Une BD qui permet de mettre en lumière de nombreux aspects sur la manière dont le patriarcat au Maghreb, et plus particulièrement au Maroc, se manifeste et exerce un pouvoir avec violence (symboliquement, physiquement, socialement) sur les femmes.
De multiples dialogues sous la forme de témoignages illustrés mettent en scène le vécu de femmes différentes vivant dans une société misogyne, conservatrice, où culturellement sont ancrés des habitudes nourrissant les oppressions subies par les femmes. Tantôt nous apprendrons ce que peuvent vivre les femmes face à la (non-) découverte de leur sexualité dans un pays où il est interdit de vivre toute forme de vie sexuelle en dehors du mariage, et où le tabou sur la sexualité des femmes, et la pudeur, sont dominants. Tantôt l'on apprendra ce qu'elles peuvent endurer à cause du manque d'expérience et de leur silence, en parlant notamment des avortements, souvent clandestins, de la gestion des IST, etc. Tantôt il s'agira de s'intéresser au poids de la religion dans une société conservatrice cishétéronormée, et comment l'homophobie peut se manifester (en abordant la place du voile en société, plus particulièrement en public, et l'instrumentalisation du Coran pour justifier ces violences et l'existence du pouvoir patriarcal qui pèse sur les femmes en public comme en privé dans leur vie conjugale). Et tantôt, sera abordé le sujet de la prostitution qui est dissimulé et qui soulève d'autres questions sur le poids de la société sur les corps des TDS.
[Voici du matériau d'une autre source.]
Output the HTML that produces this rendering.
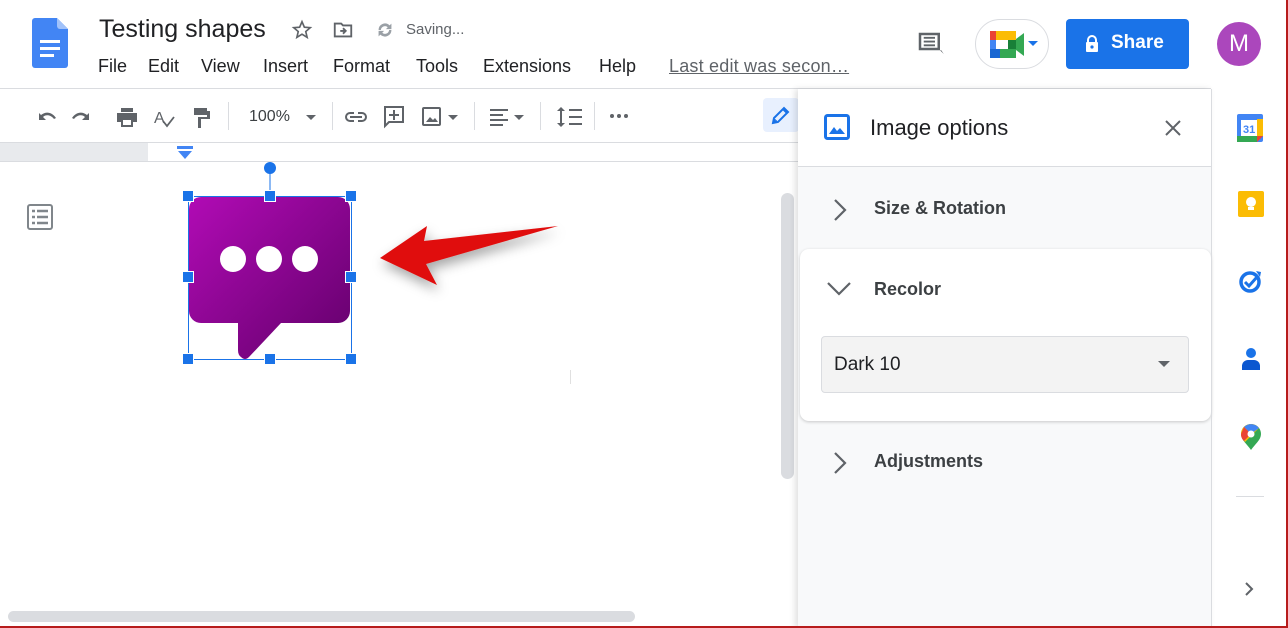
<!DOCTYPE html>
<html><head><meta charset="utf-8"><style>
*{box-sizing:border-box;margin:0;padding:0}
body{width:1288px;height:628px;overflow:hidden;background:#fff;font-family:"Liberation Sans",Arial,sans-serif;position:relative;color:#202124}
.a{position:absolute}
.menu span{position:absolute;top:56px;font-size:18px;color:#202124}
.sep{position:absolute;top:102px;width:1px;height:28px;background:#dadce0}
.h{position:absolute;width:12px;height:12px;background:#1a73e8;border:1px solid #fff}
.sec{position:absolute;left:874px;font-size:18px;font-weight:bold;color:#3c4043}
</style></head><body>
<svg class="a" style="left:32px;top:18px" width="36" height="50" viewBox="0 0 36 50"><path d="M3 0h22l11 11v36a3 3 0 0 1-3 3H3a3 3 0 0 1-3-3V3a3 3 0 0 1 3-3z" fill="#4285f4"/><path d="M25 0l11 11H28a3 3 0 0 1-3-3z" fill="#a1c2fa"/><rect x="8" y="22" width="20" height="3" fill="#fff"/><rect x="8" y="29" width="20" height="3" fill="#fff"/><rect x="8" y="36" width="14" height="3" fill="#fff"/></svg>
<div class="a" style="left:99px;top:15px;font-size:25px;color:#202124">Testing shapes</div>
<svg class="a" style="left:291px;top:19px" width="22" height="22" viewBox="0 0 24 24"><path d="M12 3l2.6 6 6.4.5-4.9 4.2 1.5 6.3L12 16.6 6.4 20l1.5-6.3L3 9.5l6.4-.5z" fill="none" stroke="#5f6368" stroke-width="1.8"/></svg>
<svg class="a" style="left:332px;top:19px" width="22" height="22" viewBox="0 0 24 24"><path d="M3 5h7l2 2h9v12H3z" fill="none" stroke="#5f6368" stroke-width="2"/><path d="M9 13h6M12 10l3 3-3 3" fill="none" stroke="#5f6368" stroke-width="2"/></svg>
<svg class="a" style="left:374px;top:19px" width="22" height="22" viewBox="0 0 24 24"><path d="M5 12a7 7 0 0 1 12-5l2-2v6h-6l2-2a4.5 4.5 0 0 0-7.5 3M19 12a7 7 0 0 1-12 5l-2 2v-6h6l-2 2a4.5 4.5 0 0 0 7.5-3" fill="#9aa0a6"/></svg>
<div class="a" style="left:406px;top:21px;font-size:15px;color:#5f6368">Saving...</div>
<div class="menu"><span style="left:98px">File</span><span style="left:148px">Edit</span><span style="left:201px">View</span><span style="left:263px">Insert</span><span style="left:333px">Format</span><span style="left:416px">Tools</span><span style="left:483px">Extensions</span><span style="left:599px">Help</span></div>
<div class="a" style="left:669px;top:56px;font-size:18px;color:#5f6368;text-decoration:underline;letter-spacing:0.2px">Last edit was secon…</div>
<svg class="a" style="left:915px;top:29px" width="30" height="30" viewBox="0 0 24 24"><path d="M3 3h17v14h1l2 3-3-3H3z" fill="#5f6368"/><rect x="5" y="5" width="13" height="10" fill="#fff"/><path d="M7 7h9M7 10h9M7 13h9" stroke="#5f6368" stroke-width="1.5"/></svg>
<div class="a" style="left:975px;top:19px;width:74px;height:50px;border:1px solid #dadce0;border-radius:25px"></div>
<svg class="a" style="left:990px;top:31px" width="34" height="27" viewBox="0 0 34 27"><rect x="0" y="0" width="10" height="9" fill="#ea4335"/><rect x="0" y="9" width="6" height="9" fill="#4285f4"/><rect x="0" y="18" width="10" height="9" fill="#1967d2"/><rect x="6" y="0" width="20" height="9" fill="#fbbc04"/><rect x="10" y="18" width="16" height="9" fill="#34a853"/><rect x="18" y="9" width="8" height="9" fill="#188038"/><path d="M26 8l8-6v23l-8-6z" fill="#34a853"/><rect x="6" y="9" width="12" height="9" fill="#fff"/></svg>
<svg class="a" style="left:1027px;top:40px" width="12" height="7"><path d="M1 1h10L6 6z" fill="#1a73e8"/></svg>
<div class="a" style="left:1066px;top:19px;width:123px;height:50px;background:#1a73e8;border-radius:4px;color:#fff;font-size:19px;font-weight:bold;padding:13px 0 0 45px">Share</div>
<svg class="a" style="left:1085px;top:35px" width="14" height="17" viewBox="0 0 14 17"><path d="M3 7V5a4 4 0 0 1 8 0v2" fill="none" stroke="#fff" stroke-width="2"/><rect x="1" y="7" width="12" height="10" rx="1" fill="#fff"/><circle cx="7" cy="12" r="1.6" fill="#1a73e8"/></svg>
<div class="a" style="left:1217px;top:22px;width:44px;height:44px;border-radius:50%;background:#ab47bc;color:#fff;font-size:24px;text-align:center;line-height:44px">M</div>
<div class="a" style="left:0;top:88px;width:1211px;height:1px;background:#dadce0"></div>
<svg class="a" style="left:36px;top:104px" width="600" height="26" viewBox="0 0 600 26" fill="#5f6368">
<path d="M3 9l2 2c5-4 11-3 15 3l-2 1c-3-4-8-5-11-2l3 3H3z"/>
<path d="M63 9l-2 2c-5-4-11-3-15 3l2 1c3-4 8-5 11-2l-3 3h7z" transform="translate(-10,0)"/>
<path d="M85 4h12v4H85zM81 9h20v9h-4v5H85v-5h-4z"/><rect x="87" y="16" width="8" height="5" fill="#fff"/>
<text x="118" y="19" font-size="16" font-family="Liberation Sans" fill="#5f6368">A</text><path d="M127 17l4 5 7-9" stroke="#5f6368" stroke-width="1.8" fill="none"/>
<path d="M158 4h13v7h-13zM171 7h3v8h-9v9h-3V13h9v-6z"/>
<text x="213" y="17" font-size="16" font-family="Liberation Sans" fill="#3c4043">100%</text>
<path d="M270 11h10l-5 5z"/>
<path d="M309 13a5 5 0 0 1 5-5h4v2h-4a3 3 0 0 0 0 6h4v2h-4a5 5 0 0 1-5-5zM322 8h4a5 5 0 0 1 0 10h-4v-2h4a3 3 0 0 0 0-6h-4zM314 12h12v2h-12z"/>
<path d="M349 3h18v15h-14l-4 4z" fill="none" stroke="#5f6368" stroke-width="2"/><path d="M357 6h2v4h4v2h-4v4h-2v-4h-4v-2h4z"/>
<rect x="387" y="4" width="17" height="17" rx="1" fill="none" stroke="#5f6368" stroke-width="2"/><path d="M390 18l4-5 3 3 2-2 3 4z"/>
<path d="M412 11h10l-5 5z"/>
<path d="M454 5h18v2h-18zM454 10h13v2h-13zM454 15h18v2h-18zM454 20h13v2h-13z"/><path d="M478 11h10l-5 5z"/>
<path d="M525 3l4 4h-3v12h3l-4 4-4-4h3V7h-3zM533 5h13v2h-13zM533 12h13v2h-13zM533 19h13v2h-13z"/>
<circle cx="576" cy="12" r="2"/><circle cx="583" cy="12" r="2"/><circle cx="590" cy="12" r="2"/>
</svg>
<div class="sep" style="left:228px"></div><div class="sep" style="left:332px"></div><div class="sep" style="left:474px"></div><div class="sep" style="left:540px"></div><div class="sep" style="left:594px"></div>
<div class="a" style="left:763px;top:98px;width:36px;height:34px;background:#e8f0fe;border-radius:4px"></div>
<svg class="a" style="left:769px;top:103px" width="24" height="24" viewBox="0 0 24 24"><path d="M4 20l1-5L15 5l4 4L9 19zM6 16l-1 3 3-1M14 6l4 4" fill="none" stroke="#1a73e8" stroke-width="2"/></svg>
<div class="a" style="left:0;top:142px;width:800px;height:1px;background:#dadce0"></div>
<div class="a" style="left:0;top:143px;width:148px;height:18px;background:#e8eaed"></div>
<div class="a" style="left:0;top:161px;width:800px;height:1px;background:#dadce0"></div>
<svg class="a" style="left:176px;top:146px" width="18" height="14"><rect x="1" y="0" width="16" height="3" fill="#4285f4"/><path d="M2 5h14l-7 8z" fill="#4285f4"/></svg>
<svg class="a" style="left:27px;top:204px" width="26" height="26" viewBox="0 0 26 26"><rect x="1" y="1" width="24" height="24" rx="2" fill="none" stroke="#80868b" stroke-width="2"/><path d="M5 7h3M10 7h11M5 13h3M10 13h11M5 19h3M10 19h11" stroke="#80868b" stroke-width="2.5"/></svg>
<svg class="a" style="left:175px;top:155px" width="400" height="220" viewBox="175 155 400 220">
<defs><linearGradient id="g" x1="0" y1="0" x2="1" y2="1"><stop offset="0" stop-color="#b10bb5"/><stop offset="1" stop-color="#62006a"/></linearGradient>
<filter id="s" x="-30%" y="-60%" width="160%" height="220%"><feDropShadow dx="2" dy="6" stdDeviation="6" flood-color="#000" flood-opacity="0.35"/></filter></defs>
<path d="M201 197h137a12 12 0 0 1 12 12v102a12 12 0 0 1-12 12h-57l-32 34q-4 4-8 0-3-2-3-7v-27h-37a12 12 0 0 1-12-12v-102a12 12 0 0 1 12-12z" fill="url(#g)"/>
<ellipse cx="233" cy="259" rx="13" ry="13" fill="#fff"/><ellipse cx="269" cy="259" rx="13" ry="13" fill="#fff"/><ellipse cx="305" cy="259" rx="13" ry="13" fill="#fff"/>
<rect x="188.5" y="196.5" width="163" height="163" fill="none" stroke="#1a73e8" stroke-width="1"/>
<line x1="270" y1="168" x2="270" y2="196" stroke="#1a73e8"/><circle cx="270" cy="168" r="6" fill="#1a73e8"/>
<path d="M380 258l47-32-3 15 134-15-132 38 11 21z" fill="#e00b0b" filter="url(#s)"/>
</svg>
<div class="h" style="left:182px;top:190px"></div><div class="h" style="left:264px;top:190px"></div><div class="h" style="left:345px;top:190px"></div>
<div class="h" style="left:182px;top:271px"></div><div class="h" style="left:345px;top:271px"></div>
<div class="h" style="left:182px;top:353px"></div><div class="h" style="left:264px;top:353px"></div><div class="h" style="left:345px;top:353px"></div>
<div class="a" style="left:570px;top:370px;width:1px;height:14px;background:#e0e0e0"></div>
<div class="a" style="left:781px;top:193px;width:13px;height:286px;background:#dadce0;border-radius:7px"></div>
<div class="a" style="left:8px;top:611px;width:627px;height:11px;background:#dadce0;border-radius:6px"></div>
<div class="a" style="left:798px;top:89px;width:414px;height:539px;background:#f8f9fa;box-shadow:-3px 0 6px rgba(0,0,0,.12)"></div>
<div class="a" style="left:798px;top:89px;width:414px;height:78px;background:#fff;border-bottom:1px solid #dadce0"></div>
<svg class="a" style="left:824px;top:114px" width="26" height="26" viewBox="0 0 26 26"><rect x="1.5" y="1.5" width="23" height="23" rx="2" fill="none" stroke="#1a73e8" stroke-width="3"/><path d="M5 20l5-7 3 4 3-3 5 6z" fill="#1a73e8"/></svg>
<div class="a" style="left:870px;top:115px;font-size:22px;color:#202124">Image options</div>
<svg class="a" style="left:1164px;top:119px" width="18" height="18"><path d="M2 2l14 14M16 2L2 16" stroke="#5f6368" stroke-width="2"/></svg>
<svg class="a" style="left:832px;top:198px" width="16" height="24"><path d="M3 2l10 10-10 10" fill="none" stroke="#5f6368" stroke-width="2.2"/></svg>
<div class="sec" style="top:198px">Size &amp; Rotation</div>
<div class="a" style="left:800px;top:249px;width:411px;height:172px;background:#fff;border-radius:9px;box-shadow:0 1px 3px rgba(0,0,0,.2)"></div>
<svg class="a" style="left:826px;top:280px" width="26" height="18"><path d="M2 3l11 11L24 3" fill="none" stroke="#5f6368" stroke-width="2.2"/></svg>
<div class="sec" style="top:279px">Recolor</div>
<div class="a" style="left:821px;top:336px;width:368px;height:57px;background:#f3f3f3;border:1px solid #dadce0;border-radius:4px;font-size:19px;color:#202124;padding:17px 0 0 12px">Dark 10</div>
<svg class="a" style="left:1157px;top:360px" width="14" height="8"><path d="M1 1h12L7 7z" fill="#5f6368"/></svg>
<svg class="a" style="left:832px;top:451px" width="16" height="24"><path d="M3 2l10 10-10 10" fill="none" stroke="#5f6368" stroke-width="2.2"/></svg>
<div class="sec" style="top:451px">Adjustments</div>
<div class="a" style="left:1211px;top:89px;width:1px;height:539px;background:#dadce0"></div>
<svg class="a" style="left:1237px;top:114px" width="26" height="28" viewBox="0 0 26 28"><rect x="0" y="0" width="26" height="28" rx="2" fill="#4285f4"/><rect x="0" y="22" width="20" height="6" fill="#34a853"/><rect x="20" y="5" width="6" height="17" fill="#fbbc04"/><path d="M20 22h6l-6 6z" fill="#ea4335"/><rect x="4" y="6" width="16" height="16" fill="#fff"/><text x="6" y="19" font-size="11" font-weight="bold" fill="#4285f4" font-family="Liberation Sans">31</text></svg>
<div class="a" style="left:1238px;top:191px;width:26px;height:26px;background:#fbbc04;border-radius:2px"></div>
<svg class="a" style="left:1243px;top:195px" width="16" height="18"><circle cx="8" cy="7" r="5" fill="#fff"/><rect x="5" y="12" width="6" height="3" fill="#fff"/></svg>
<svg class="a" style="left:1238px;top:268px" width="26" height="26" viewBox="0 0 26 26"><circle cx="12" cy="14" r="9" fill="none" stroke="#1a73e8" stroke-width="3.5"/><path d="M7 14l4 4 8-9" fill="none" stroke="#1a73e8" stroke-width="3"/><path d="M18 3l5 1-1 5z" fill="#1a73e8"/></svg>
<svg class="a" style="left:1240px;top:346px" width="22" height="26"><circle cx="11" cy="7" r="5" fill="#1a73e8"/><path d="M2 24v-4a6 6 0 0 1 6-6h6a6 6 0 0 1 6 6v4z" fill="#0b57d0"/></svg>
<svg class="a" style="left:1241px;top:424px" width="20" height="26" viewBox="0 0 20 26"><path d="M10 0a10 10 0 0 1 10 10c0 6-6 10-10 16C6 20 0 16 0 10A10 10 0 0 1 10 0z" fill="#34a853"/><path d="M10 0a10 10 0 0 1 8 4L4 18C2 15 0 13 0 10A10 10 0 0 1 10 0z" fill="#fbbc04"/><path d="M3 3a10 10 0 0 1 15 1l-8 6z" fill="#4285f4"/><path d="M3 3L0 10c0 3 1 5 3 7l7-7z" fill="#ea4335"/><circle cx="10" cy="10" r="3.5" fill="#fff"/></svg>
<div class="a" style="left:1236px;top:496px;width:28px;height:1px;background:#dadce0"></div>
<svg class="a" style="left:1244px;top:581px" width="12" height="16"><path d="M2 2l6 6-6 6" fill="none" stroke="#5f6368" stroke-width="2"/></svg>
<div class="a" style="left:1286px;top:0;width:2px;height:628px;background:#b71c1c"></div>
<div class="a" style="left:0;top:626px;width:1288px;height:2px;background:#b71c1c"></div>
</body></html>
Les illustrations qui accompagnent ces récits aux perspectives différentes proposent des traits plutôt agréables, mais sans artifices. Disons que l'équilibre entre le texte et les images est présent, mais que visuellement il n'y a pas énormément de chose à dire, si ce n'est que certaines couleurs offrent une certaine atmosphère.
À présent parlons de certains éléments qui font hérisser le poil. L'expression "schizo" ou parler de schizophrénie et/ou de bipolarité pour faire comprendre qu'il s'agit d'une société avec des contradictions, où nait souvent l'ambivalence, en plus d'être des expressions psychophobes, elles renforcent les clichés qu'on a sur ces troubles/maladies. Rappel : la schizophrénie ce n'est pas un dédoublement de "personnalité", ceci est un mythe (il semblerait que l'on parle alors plutôt de TDI ou d'ATDS dans ce cas, pas de schizophrénie). Ces expressions sont ancrées encore dans notre langage, le souci étant que pour une BD aussi récente, même si elle fait parler des personnes qui tentent du mieux qu'iels peuvent de décrire leur vécu, il n'y a pas eu de reprise de la part des autrices pour prendre du recul sur cette manière de décrire l'état d'une Société (que l'on dit continuellement "malade" et c'est très agaçant quand tous les jours, et de partout, on utilise des noms de troubles, de maladies et de handicaps comme des synonymes de quelque chose de mal ou pour en faire des références de l'enfer sur terre). En bref : y en a marre de ces expressions de m*rde, et bien que beaucoup n'y prêtent aucune attention, cela ne reste pas moins agaçant pour les premier.e.s concerné.e.s qui doivent entendre ou lire ça. Encore.
Autre chose qui n'a pas été relevé : "les africaines" est une expression qui est utilisée à un moment pour parler... des femmes noires. Alors que bon, le Maroc, ce n'est pas en Europe. Petit héritage langagier colonial et occidental dont on aimerait se passer ou dépasser. C'est un détail qui apparaît sur une page de façon très brève, mais ce genre de propos négrophobe (comme si les femmes noires marocaines n'existaient pas) n'a pas été relevé. Pareil, il s'agit d'une BD récente, peut-être qu'il aurait encore fallu retirer ce genre de propos ou, au moins, le modifier... Ces éléments m'ont paru très gênants.
Cette BD permet d'aborder des sujets qui d'ordinaire peuvent ne pas parler à des personnes qui ne sont pas concernées, ou qui n'ont pas grandi dans un environnement culturellement proche des vécus racontés. Cela permet de donner une voix à ces femmes qu'on a tendance à trop oublier dans certains mouvements féministes, en pensant qu'il n'y a pas d'initiatives prises par ces femmes qui s'adaptent pour survivre, luttent à leur échelle et qui, comme de nombreuses personnes, veulent simplement vivre librement et s'épanouir.